-- start --

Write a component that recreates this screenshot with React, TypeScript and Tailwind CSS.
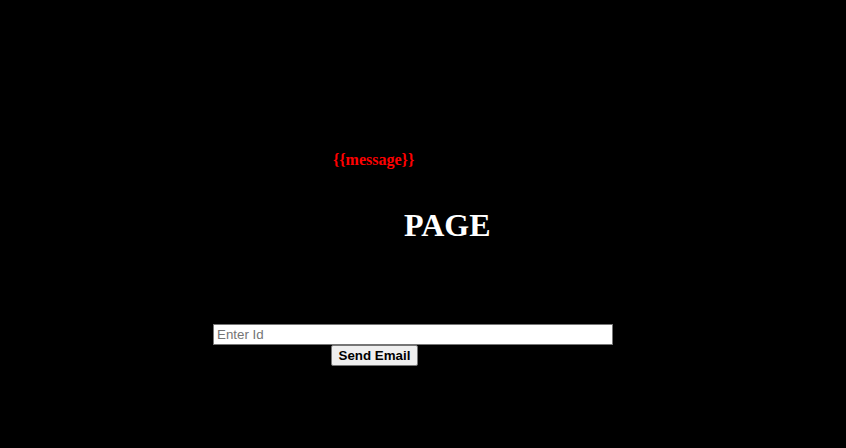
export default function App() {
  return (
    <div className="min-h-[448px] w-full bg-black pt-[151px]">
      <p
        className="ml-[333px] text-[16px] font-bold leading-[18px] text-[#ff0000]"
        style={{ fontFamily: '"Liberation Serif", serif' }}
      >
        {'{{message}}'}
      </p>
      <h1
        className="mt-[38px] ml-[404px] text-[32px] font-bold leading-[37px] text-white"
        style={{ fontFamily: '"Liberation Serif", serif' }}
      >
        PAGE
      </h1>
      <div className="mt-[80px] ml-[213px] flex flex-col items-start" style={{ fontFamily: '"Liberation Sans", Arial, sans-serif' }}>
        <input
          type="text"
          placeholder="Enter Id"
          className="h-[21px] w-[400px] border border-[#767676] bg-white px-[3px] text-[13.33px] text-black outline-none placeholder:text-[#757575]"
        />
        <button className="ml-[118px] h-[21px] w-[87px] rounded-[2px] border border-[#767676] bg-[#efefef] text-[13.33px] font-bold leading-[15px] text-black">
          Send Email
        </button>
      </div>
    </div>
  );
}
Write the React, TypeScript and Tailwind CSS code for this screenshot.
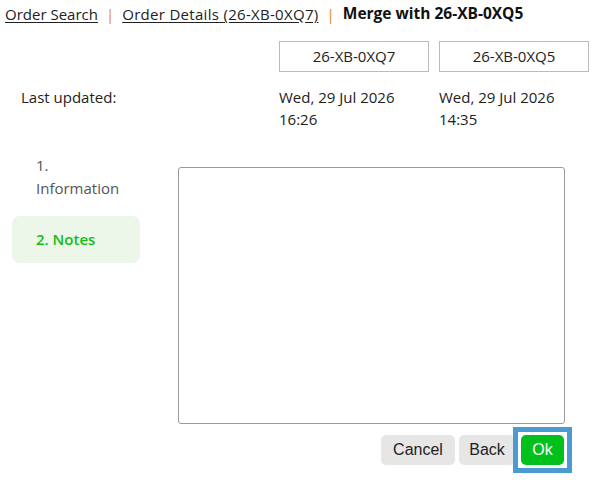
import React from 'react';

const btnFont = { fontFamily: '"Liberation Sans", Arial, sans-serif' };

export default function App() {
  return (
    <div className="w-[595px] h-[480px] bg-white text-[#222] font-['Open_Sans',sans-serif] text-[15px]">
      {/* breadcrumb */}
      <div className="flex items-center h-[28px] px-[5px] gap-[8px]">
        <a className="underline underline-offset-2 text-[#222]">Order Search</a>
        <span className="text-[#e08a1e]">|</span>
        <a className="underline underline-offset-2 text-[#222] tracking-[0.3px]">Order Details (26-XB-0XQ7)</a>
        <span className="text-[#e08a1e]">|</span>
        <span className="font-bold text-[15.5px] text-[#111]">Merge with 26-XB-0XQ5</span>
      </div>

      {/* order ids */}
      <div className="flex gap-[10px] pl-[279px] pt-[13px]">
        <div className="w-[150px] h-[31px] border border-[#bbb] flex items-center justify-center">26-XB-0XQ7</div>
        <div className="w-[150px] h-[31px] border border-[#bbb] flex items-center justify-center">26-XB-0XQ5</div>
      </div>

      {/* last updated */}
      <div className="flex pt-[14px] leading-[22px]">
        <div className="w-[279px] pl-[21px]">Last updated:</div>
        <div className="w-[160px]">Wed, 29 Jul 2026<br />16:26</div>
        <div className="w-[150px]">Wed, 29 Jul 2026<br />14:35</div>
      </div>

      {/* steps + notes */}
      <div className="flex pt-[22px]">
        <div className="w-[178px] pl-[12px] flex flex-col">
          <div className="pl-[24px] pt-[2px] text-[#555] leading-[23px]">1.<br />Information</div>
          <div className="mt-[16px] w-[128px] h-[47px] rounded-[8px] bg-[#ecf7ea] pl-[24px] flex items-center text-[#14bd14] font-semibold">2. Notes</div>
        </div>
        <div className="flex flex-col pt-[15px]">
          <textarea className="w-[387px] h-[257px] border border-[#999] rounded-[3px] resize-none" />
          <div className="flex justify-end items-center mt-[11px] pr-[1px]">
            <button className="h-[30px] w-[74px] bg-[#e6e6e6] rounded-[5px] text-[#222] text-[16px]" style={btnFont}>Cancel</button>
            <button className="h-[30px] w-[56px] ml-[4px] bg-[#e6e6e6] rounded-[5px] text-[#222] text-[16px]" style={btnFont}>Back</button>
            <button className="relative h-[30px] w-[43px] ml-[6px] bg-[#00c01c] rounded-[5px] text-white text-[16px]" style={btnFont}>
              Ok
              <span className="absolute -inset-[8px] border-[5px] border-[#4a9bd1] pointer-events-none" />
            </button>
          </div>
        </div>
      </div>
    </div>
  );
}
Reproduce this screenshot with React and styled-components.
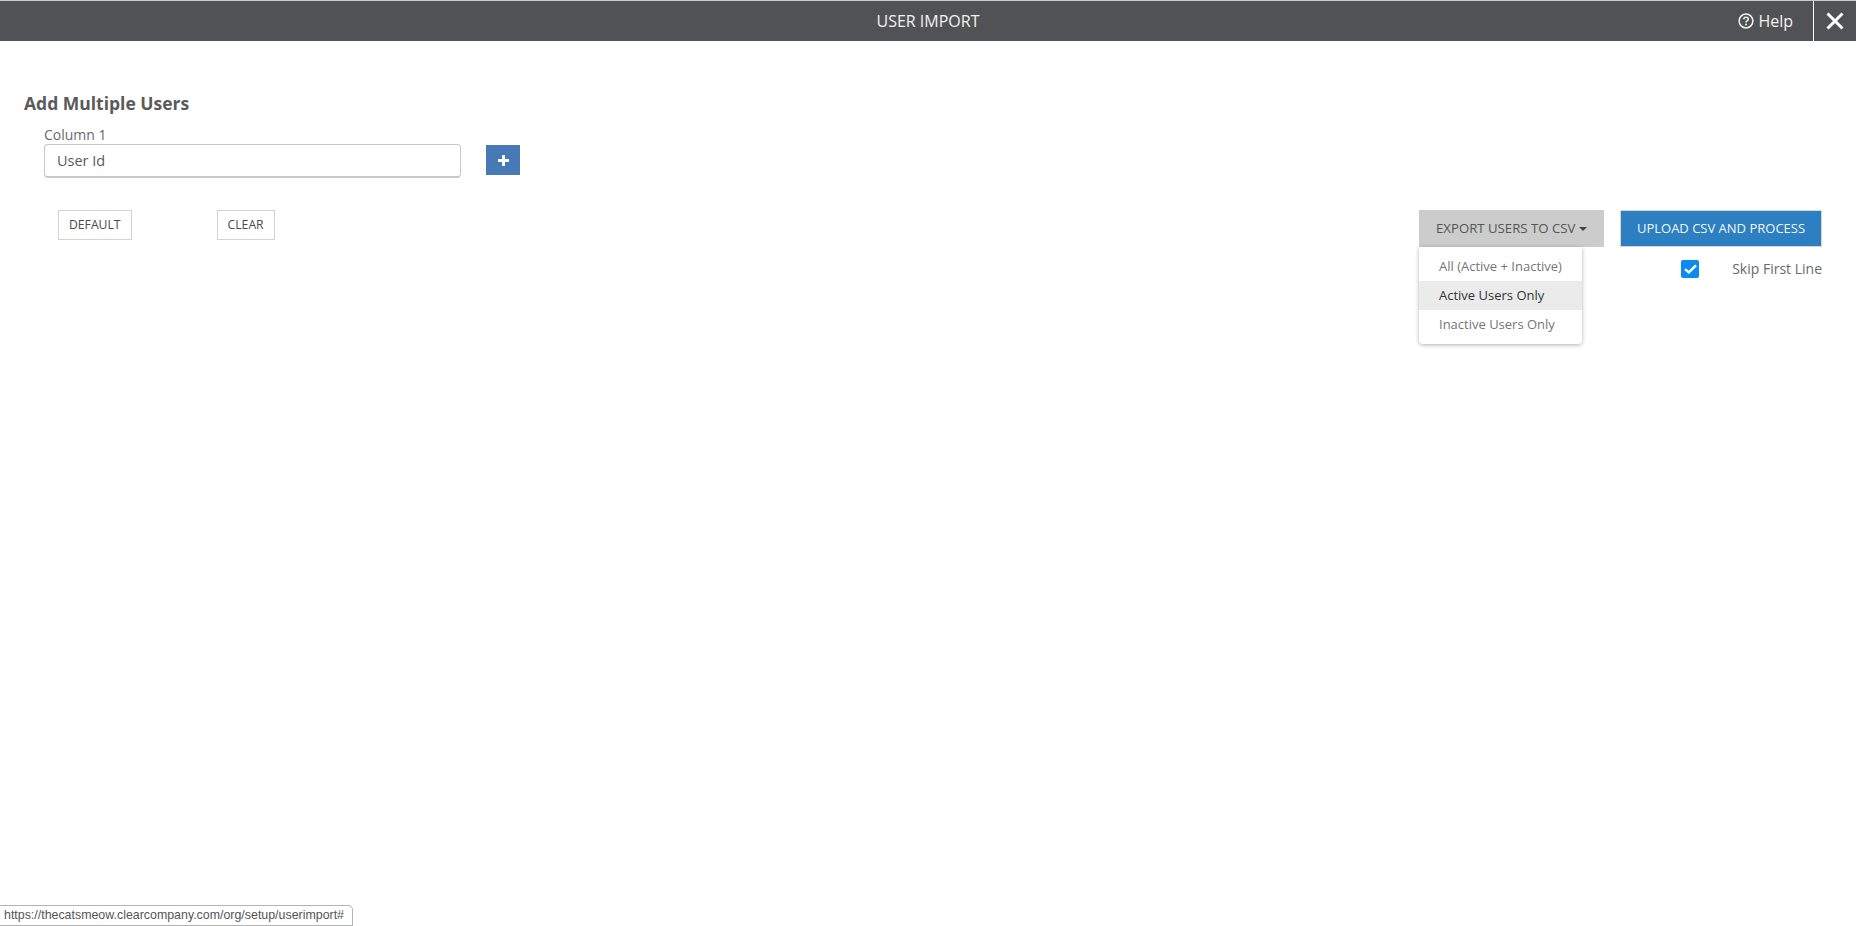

-- end --

_What you need to do_. Print the listing above in full, exactly as written. Omit any pictures.

_Result of this exercise_.
Write a component that recreates this screenshot with React, TypeScript and Tailwind CSS.
export default function App() {
  return (
    <div className="min-h-[448px] w-full bg-black pt-[151px]">
      <p
        className="ml-[333px] text-[16px] font-bold leading-[18px] text-[#ff0000]"
        style={{ fontFamily: '"Liberation Serif", serif' }}
      >
        {'{{message}}'}
      </p>
      <h1
        className="mt-[38px] ml-[404px] text-[32px] font-bold leading-[37px] text-white"
        style={{ fontFamily: '"Liberation Serif", serif' }}
      >
        PAGE
      </h1>
      <div className="mt-[80px] ml-[213px] flex flex-col items-start" style={{ fontFamily: '"Liberation Sans", Arial, sans-serif' }}>
        <input
          type="text"
          placeholder="Enter Id"
          className="h-[21px] w-[400px] border border-[#767676] bg-white px-[3px] text-[13.33px] text-black outline-none placeholder:text-[#757575]"
        />
        <button className="ml-[118px] h-[21px] w-[87px] rounded-[2px] border border-[#767676] bg-[#efefef] text-[13.33px] font-bold leading-[15px] text-black">
          Send Email
        </button>
      </div>
    </div>
  );
}
Write the React, TypeScript and Tailwind CSS code for this screenshot.
import React from 'react';

const btnFont = { fontFamily: '"Liberation Sans", Arial, sans-serif' };

export default function App() {
  return (
    <div className="w-[595px] h-[480px] bg-white text-[#222] font-['Open_Sans',sans-serif] text-[15px]">
      {/* breadcrumb */}
      <div className="flex items-center h-[28px] px-[5px] gap-[8px]">
        <a className="underline underline-offset-2 text-[#222]">Order Search</a>
        <span className="text-[#e08a1e]">|</span>
        <a className="underline underline-offset-2 text-[#222] tracking-[0.3px]">Order Details (26-XB-0XQ7)</a>
        <span className="text-[#e08a1e]">|</span>
        <span className="font-bold text-[15.5px] text-[#111]">Merge with 26-XB-0XQ5</span>
      </div>

      {/* order ids */}
      <div className="flex gap-[10px] pl-[279px] pt-[13px]">
        <div className="w-[150px] h-[31px] border border-[#bbb] flex items-center justify-center">26-XB-0XQ7</div>
        <div className="w-[150px] h-[31px] border border-[#bbb] flex items-center justify-center">26-XB-0XQ5</div>
      </div>

      {/* last updated */}
      <div className="flex pt-[14px] leading-[22px]">
        <div className="w-[279px] pl-[21px]">Last updated:</div>
        <div className="w-[160px]">Wed, 29 Jul 2026<br />16:26</div>
        <div className="w-[150px]">Wed, 29 Jul 2026<br />14:35</div>
      </div>

      {/* steps + notes */}
      <div className="flex pt-[22px]">
        <div className="w-[178px] pl-[12px] flex flex-col">
          <div className="pl-[24px] pt-[2px] text-[#555] leading-[23px]">1.<br />Information</div>
          <div className="mt-[16px] w-[128px] h-[47px] rounded-[8px] bg-[#ecf7ea] pl-[24px] flex items-center text-[#14bd14] font-semibold">2. Notes</div>
        </div>
        <div className="flex flex-col pt-[15px]">
          <textarea className="w-[387px] h-[257px] border border-[#999] rounded-[3px] resize-none" />
          <div className="flex justify-end items-center mt-[11px] pr-[1px]">
            <button className="h-[30px] w-[74px] bg-[#e6e6e6] rounded-[5px] text-[#222] text-[16px]" style={btnFont}>Cancel</button>
            <button className="h-[30px] w-[56px] ml-[4px] bg-[#e6e6e6] rounded-[5px] text-[#222] text-[16px]" style={btnFont}>Back</button>
            <button className="relative h-[30px] w-[43px] ml-[6px] bg-[#00c01c] rounded-[5px] text-white text-[16px]" style={btnFont}>
              Ok
              <span className="absolute -inset-[8px] border-[5px] border-[#4a9bd1] pointer-events-none" />
            </button>
          </div>
        </div>
      </div>
    </div>
  );
}
Reproduce this screenshot with React and styled-components.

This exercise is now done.